Berger des hauts plateaux, tu accompagnes tes pas de ce précieux compagnon. Il ne te devance pas, il donne juste l’appui et la solidité dont tu as besoin. Silhouette apparaissant et disparaissant au gré des traversées de la forêt ou de la lande, un rocher te cache à la vue. La lumière crue de ce début d’après midi, te trouve à l’arrêt, les mains nouées autour de ton bâton, le regard perdu vers l’horizon.
Pèlerin de saint jacques, la fatigue d’être soi, t’as envoyé sur le chemin. Tu savais qu’il serait du voyage. Malgré ta foi, le miracle n’est pas venu. Rude est la route, longue, malgré les rencontres qui soignent les bleus de l’âme. Douleur du cœur, douleur du corps, la traversée de ce bout de terre, ne te laisse guère de répit. Tu te lèves, prend appui sur ton bâton de pèlerin, tu l’as bien choisi, tu le voulais léger, noueux et lisse à la fois. Il fait parti de ton voyage, rythme ta marche, tu sais que tu ne peux faire sans lui.
Le père l’avait choisi avec précision. Au cours de ces longues marches dans les chemins, son regard cherchait celui qui serait l’élu.

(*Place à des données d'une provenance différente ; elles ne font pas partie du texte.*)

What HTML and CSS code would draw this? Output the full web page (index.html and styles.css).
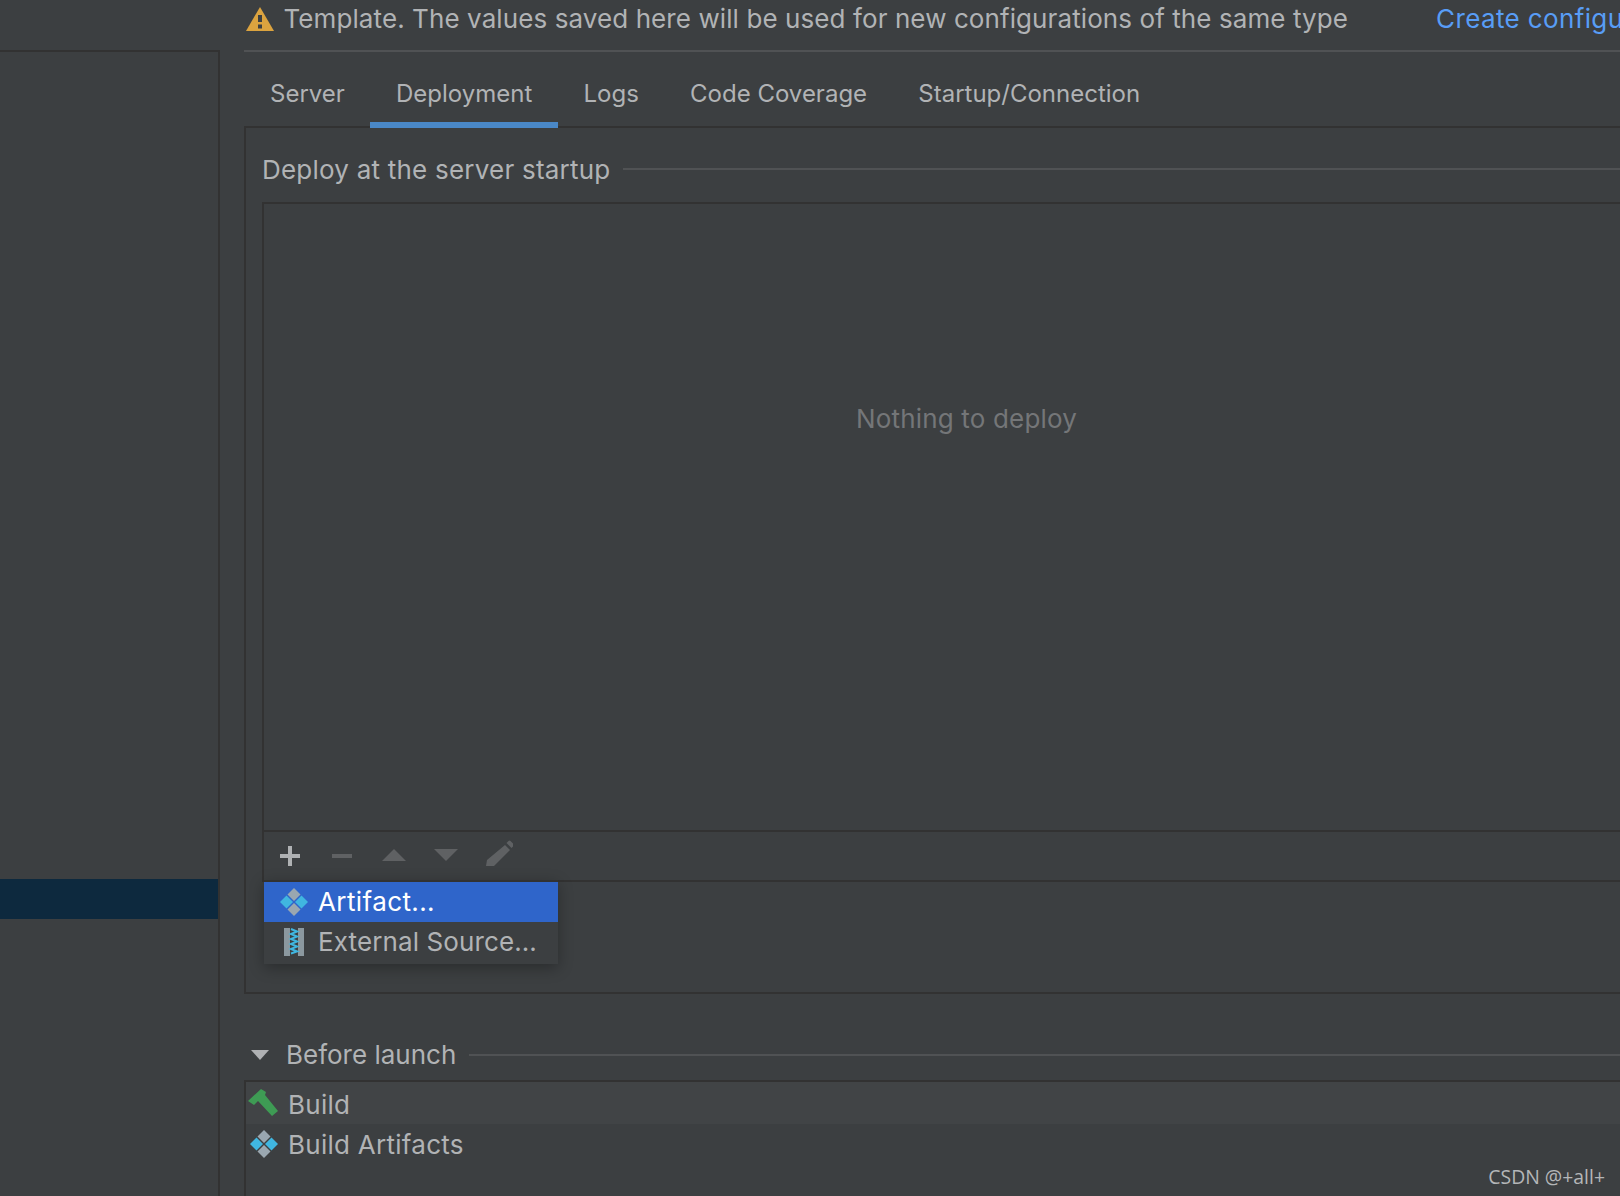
FILE: index.html
```html
<!DOCTYPE html>
<html lang="en">
<head>
<meta charset="utf-8">
<title>Run Configuration Template</title>
<link rel="stylesheet" href="styles.css">
</head>
<body>
<svg class="defs" width="0" height="0" aria-hidden="true">
  <defs>
    <symbol id="artifact" viewBox="0 0 28 28">
      <path fill="#9aa7b0" d="M14 0l6.500 6.500L14 13 7.500 6.500z"/>
      <path fill="#9aa7b0" d="M14 15l6.500 6.500L14 28l-6.500-6.500z"/>
      <path fill="#40b6e0" d="M6.500 7.500L13 14l-6.500 6.500L0 14z"/>
      <path fill="#40b6e0" d="M21.500 7.500L28 14l-6.500 6.500L15 14z"/>
    </symbol>
  </defs>
</svg>
<div class="app">
  <aside class="sidebar">
    <div class="sidebar-selected"></div>
  </aside>
  <main class="main">
    <header class="notice">
      <svg class="warn" viewBox="0 0 28 24" aria-hidden="true">
        <path fill="#dba33f" d="M14 0l14 24H0z"/>
        <rect fill="#3c3f41" x="12" y="8" width="4" height="7"/>
        <rect fill="#3c3f41" x="12" y="17.500" width="4" height="4"/>
      </svg>
      <span class="notice-text">Template. The values saved here will be used for new configurations of the same type</span>
      <a class="notice-link">Create configuration</a>
    </header>
    <nav class="tabs">
      <span class="tab">Server</span>
      <span class="tab tab-active">Deployment</span>
      <span class="tab">Logs</span>
      <span class="tab">Code Coverage</span>
      <span class="tab">Startup/Connection</span>
    </nav>
    <section class="panel">
      <div class="group-title">
        <span class="group-label">Deploy at the server startup</span>
        <i class="rule rule-raised"></i>
      </div>
      <div class="deploy-list">
        <div class="empty">Nothing to deploy</div>
        <div class="toolbar">
          <svg class="tool" viewBox="0 0 22 22" aria-hidden="true"><path fill="#afb1b3" d="M9 1h4v8h8v4h-8v8H9v-8H1V9h8z"/></svg>
          <svg class="tool" viewBox="0 0 22 22" aria-hidden="true"><rect fill="#5f6163" x="1" y="9" width="20" height="4"/></svg>
          <svg class="tool tool-wide" viewBox="0 0 24 22" aria-hidden="true"><path fill="#5f6163" d="M12 4l12 12H0z"/></svg>
          <svg class="tool tool-wide" viewBox="0 0 24 22" aria-hidden="true"><path fill="#5f6163" d="M0 4h24L12 16z"/></svg>
          <svg class="tool tool-pen" viewBox="0 0 28 28" aria-hidden="true"><path fill="#5f6163" d="M20 5l5 5L9 26H1l1-6zM21.500 3l2-2q1-1 2 0l3 3q1 1 0 2l-2 2z"/></svg>
        </div>
        <div class="popup">
          <div class="popup-item popup-item-active">
            <svg class="popup-icon"><use href="#artifact"/></svg>
            <span class="label-artifact">Artifact...</span>
          </div>
          <div class="popup-item">
            <svg class="popup-icon" viewBox="0 0 28 28" aria-hidden="true">
              <rect fill="#8b989f" x="4" y="0" width="20" height="28"/>
              <rect fill="#3c3f41" x="10" y="0" width="8" height="28"/>
              <path fill="none" stroke="#40b6e0" stroke-width="2" d="M11 1l6 2.500-6 2.500 6 2.500-6 2.500 6 2.500-6 2.500 6 2.500-6 2.500 6 2.500-6 2"/>
            </svg>
            <span class="label-source">External Source...</span>
          </div>
        </div>
      </div>
    </section>
    <div class="launch-title">
      <svg class="caret" viewBox="0 0 18 10" aria-hidden="true"><path fill="#afb1b3" d="M0 0h18L9 10z"/></svg>
      <span>Before launch</span>
      <i class="rule"></i>
    </div>
    <div class="launch-list">
      <div class="launch-row launch-row-first">
        <svg class="launch-icon launch-icon-hammer" viewBox="0 0 30 28" aria-hidden="true">
          <path fill="#3e9b54" d="M0 12L13 0l5 3-1 3L30 22l-6 5L10 12l-4 4z"/>
        </svg>
        <span class="launch-label">Build</span>
      </div>
      <div class="launch-row">
        <svg class="launch-icon"><use href="#artifact"/></svg>
        <span class="launch-label launch-label-second">Build Artifacts</span>
      </div>
    </div>
  </main>
</div>
<div class="watermark">CSDN @+all+</div>
</body>
</html>
```

FILE: styles.css
```css
* { box-sizing: border-box; }
html, body {
  margin: 0;
  width: 1620px;
  height: 1196px;
  overflow: hidden;
  background: #3c3f41;
}
body {
  position: relative;
  color: #b1b3b5;
  font-family: Inter, "Liberation Sans", sans-serif;
  font-size: 26px;
  line-height: 32px;
}
.defs { position: absolute; }
.app {
  display: grid;
  grid-template-columns: 220px 1fr;
  column-gap: 24px;
  height: 1196px;
}
.sidebar {
  margin-top: 50px;
  padding-top: 827px;
  border-top: 2px solid #323232;
  border-right: 2px solid #323232;
}
.sidebar-selected { height: 40px; background: #0d293e; }
.main { min-width: 0; overflow: hidden; }

.notice {
  display: flex;
  align-items: center;
  height: 52px;
  padding: 0 0 13px 2px;
  border-bottom: 2px solid #505254;
  white-space: nowrap;
}
.warn { flex: none; width: 28px; height: 24px; margin-right: 9.500px; }
.notice-text { flex: none; letter-spacing: 0.09px; }
.notice-link { flex: none; margin-left: 88px; color: #589df6; letter-spacing: 0.37px; }

.tabs { display: flex; height: 76px; padding-left: 0.400px; position: relative; z-index: 1; }
.tab {
  padding: 26px 25.600px 0;
  font-size: 24px;
  white-space: nowrap;
}
.tab-active { border-bottom: 6px solid #4a88c7; }

.panel {
  margin-right: -51px;
  margin-top: -2px;
  height: 868px;
  padding: 26px 0 0 16px;
  border: 2px solid #323232;
}
.group-title { display: flex; align-items: center; height: 32px; white-space: nowrap; }
.group-label { letter-spacing: 0.22px; }
.rule { flex: 1; height: 2px; margin-left: 13px; background: #505254; }
.rule-raised { margin-top: -2px; }
.deploy-list {
  position: relative;
  height: 680px;
  margin-top: 16px;
  border: 2px solid #323232;
  border-right: 0;
  display: flex;
  flex-direction: column;
}
.empty {
  flex: none;
  height: 628px;
  padding-top: 199px;
  border-bottom: 2px solid #323232;
  text-align: center;
  color: #747678;
  letter-spacing: 0.18px;
}
.toolbar {
  display: flex;
  flex: none;
  align-items: center;
  gap: 30px;
  height: 50px;
  padding-left: 15px;
  border-bottom: 2px solid #323232;
}
.tool { flex: none; width: 22px; height: 22px; }
.tool-wide { width: 24px; margin-left: -1px; margin-right: -1px; }
.tool-pen { width: 28px; height: 28px; margin-top: -4px; margin-left: -2px; }

.popup {
  position: absolute;
  left: 0;
  top: 676px;
  width: 294px;
  height: 84px;
  background: #3c3f41;
  border-top: 2px solid #323232;
  box-shadow: 0 4px 14px rgba(0, 0, 0, 0.3);
  z-index: 2;
}
.popup-item {
  display: flex;
  align-items: center;
  height: 40px;
  padding-left: 16px;
  white-space: nowrap;
}
.popup-item-active { background: #2f65ca; color: #fff; }
.popup-icon { flex: none; width: 28px; height: 28px; margin-right: 10px; }
.label-artifact { letter-spacing: 0.4px; }
.label-source { letter-spacing: 0.11px; }

.launch-title {
  display: flex;
  align-items: center;
  height: 32px;
  margin-top: 45px;
  padding-left: 7px;
  white-space: nowrap;
}
.caret { flex: none; width: 18px; height: 10px; margin-right: 17px; }
.launch-list {
  margin-top: 9px;
  margin-right: -20px;
  height: 200px;
  border-top: 2px solid #323232;
  border-left: 2px solid #323232;
}
.launch-row {
  display: flex;
  align-items: center;
  height: 40px;
  padding-left: 3px;
}
.launch-row-first { height: 42px; background: #414446; }
.launch-icon { flex: none; width: 30px; height: 28px; margin-right: 9px; }
.launch-icon-hammer { margin-left: -1px; margin-right: 10px; }
.launch-label { padding-top: 3px; letter-spacing: 0.27px; }
.launch-label-second { padding-top: 2px; }

.watermark {
  position: absolute;
  right: 15px;
  bottom: 5px;
  font-family: "Open Sans", "DejaVu Sans", sans-serif;
  font-size: 19.400px;
  line-height: 28px;
  color: #b4b6b8;
}
```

Il ne croyait pas au hasard. La vie ne lui avait pas appris ce sentiment. Un matin, enfin, il l’a vu. Il croyait à la rencontre, de celle que l’on ne raconte pas. La fille l’a vu descendre plus vite que d’habitude. Il a tourné au coin de la maison. Le banc flanqué là depuis des générations, l’attendait. Il s’est assis. Le couteau dans la poche a fait son œuvre. Sculptée, la canne est devenue celle du père, que l’on ne touchait pas.
Un jour, la maladie est venue. Elle l’a prise par surprise. L’épuisement est arrivé avec les traitements. Elle n’a pas désarmé, elle a fait corps avec lui. Elle le voyait appuyé au coin de la maison. Elle s’approchait, et ses mains lui disaient « j’ai besoin de toi ». Elle tremblait, son corps pesait, il l’a accompagné tous les jours du temps de l’incertitude. Il a tenu, elle a tenu. Ensemble, ils ont réussi. Elle l’appelait son bâton de douleur.